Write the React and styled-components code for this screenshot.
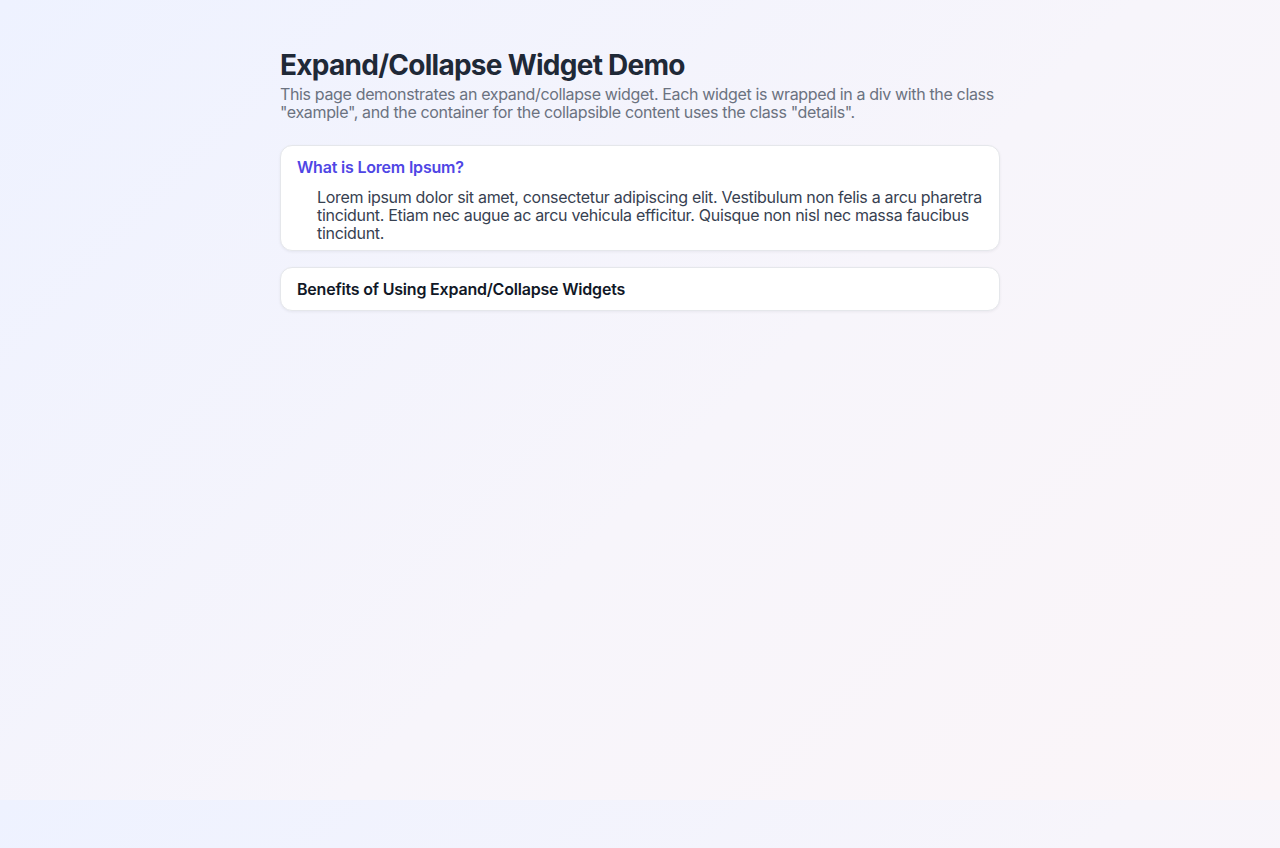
import React from 'react'
import styled, { createGlobalStyle } from 'styled-components'

const GlobalStyle = createGlobalStyle`
  html {
    background: linear-gradient(135deg, #eef2ff 0%, #f7f5fb 55%, #fbf5f8 100%);
    background-size: 100% 800px;
    background-repeat: repeat-y;
    min-height: 100%;
  }
  body {
    margin: 0;
    font-family: Inter, "Noto Sans", sans-serif;
    -webkit-font-smoothing: antialiased;
  }
`

const Page = styled.main`
  max-width: 720px;
  margin: 0 auto;
  padding: 45px 0 48px;
`

const Title = styled.h1`
  margin: 0;
  font-size: 28px;
  line-height: 40px;
  font-weight: 700;
  color: #1f2937;
  letter-spacing: -0.73px;
`

const Intro = styled.p`
  margin: 0 0 24px;
  font-size: 16px;
  line-height: 18px;
  color: #6b7280;
  letter-spacing: -0.35px;
`

const Example = styled.details`
  background: #ffffff;
  border: 1px solid #e5e7eb;
  border-radius: 12px;
  box-shadow: 0 1px 3px rgba(15, 23, 42, 0.06);
  margin-bottom: 16px;
`

const Summary = styled.summary`
  list-style: none;
  cursor: pointer;
  padding: 11px 16px;
  font-size: 16px;
  line-height: 20px;
  font-weight: 600;
  letter-spacing: -0.2px;
  color: ${p => (p.$active ? '#4f46e5' : '#111827')};

  &::-webkit-details-marker {
    display: none;
  }
`

const Details = styled.div`
  padding: 0 16px 8px 36px;
  font-size: 16px;
  line-height: 18px;
  color: #374151;
  letter-spacing: -0.31px;
`

export default function App() {
  return (
    <>
      <GlobalStyle />
      <Page>
        <Title>Expand/Collapse Widget Demo</Title>
        <Intro>
          This page demonstrates an expand/collapse widget. Each widget is wrapped in a div with the class
          "example", and the container for the collapsible content uses the class "details".
        </Intro>
        <Example open>
          <Summary $active>What is Lorem Ipsum?</Summary>
          <Details>
            Lorem ipsum dolor sit amet, consectetur adipiscing elit. Vestibulum non felis a arcu pharetra
            tincidunt. Etiam nec augue ac arcu vehicula efficitur. Quisque non nisl nec massa faucibus tincidunt.
          </Details>
        </Example>
        <Example>
          <Summary>Benefits of Using Expand/Collapse Widgets</Summary>
          <Details>
            Expand/collapse widgets keep long pages tidy by hiding secondary content until it is needed.
          </Details>
        </Example>
      </Page>
    </>
  )
}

=== TO BE DONE ===
Except for the pictures, print the data above exactly.

=== RESULT OF THE EXERCISE ===
Write the React and styled-components code for this screenshot.
import React from 'react'
import styled, { createGlobalStyle } from 'styled-components'

const GlobalStyle = createGlobalStyle`
  html {
    background: linear-gradient(135deg, #eef2ff 0%, #f7f5fb 55%, #fbf5f8 100%);
    background-size: 100% 800px;
    background-repeat: repeat-y;
    min-height: 100%;
  }
  body {
    margin: 0;
    font-family: Inter, "Noto Sans", sans-serif;
    -webkit-font-smoothing: antialiased;
  }
`

const Page = styled.main`
  max-width: 720px;
  margin: 0 auto;
  padding: 45px 0 48px;
`

const Title = styled.h1`
  margin: 0;
  font-size: 28px;
  line-height: 40px;
  font-weight: 700;
  color: #1f2937;
  letter-spacing: -0.73px;
`

const Intro = styled.p`
  margin: 0 0 24px;
  font-size: 16px;
  line-height: 18px;
  color: #6b7280;
  letter-spacing: -0.35px;
`

const Example = styled.details`
  background: #ffffff;
  border: 1px solid #e5e7eb;
  border-radius: 12px;
  box-shadow: 0 1px 3px rgba(15, 23, 42, 0.06);
  margin-bottom: 16px;
`

const Summary = styled.summary`
  list-style: none;
  cursor: pointer;
  padding: 11px 16px;
  font-size: 16px;
  line-height: 20px;
  font-weight: 600;
  letter-spacing: -0.2px;
  color: ${p => (p.$active ? '#4f46e5' : '#111827')};

  &::-webkit-details-marker {
    display: none;
  }
`

const Details = styled.div`
  padding: 0 16px 8px 36px;
  font-size: 16px;
  line-height: 18px;
  color: #374151;
  letter-spacing: -0.31px;
`

export default function App() {
  return (
    <>
      <GlobalStyle />
      <Page>
        <Title>Expand/Collapse Widget Demo</Title>
        <Intro>
          This page demonstrates an expand/collapse widget. Each widget is wrapped in a div with the class
          "example", and the container for the collapsible content uses the class "details".
        </Intro>
        <Example open>
          <Summary $active>What is Lorem Ipsum?</Summary>
          <Details>
            Lorem ipsum dolor sit amet, consectetur adipiscing elit. Vestibulum non felis a arcu pharetra
            tincidunt. Etiam nec augue ac arcu vehicula efficitur. Quisque non nisl nec massa faucibus tincidunt.
          </Details>
        </Example>
        <Example>
          <Summary>Benefits of Using Expand/Collapse Widgets</Summary>
          <Details>
            Expand/collapse widgets keep long pages tidy by hiding secondary content until it is needed.
          </Details>
        </Example>
      </Page>
    </>
  )
}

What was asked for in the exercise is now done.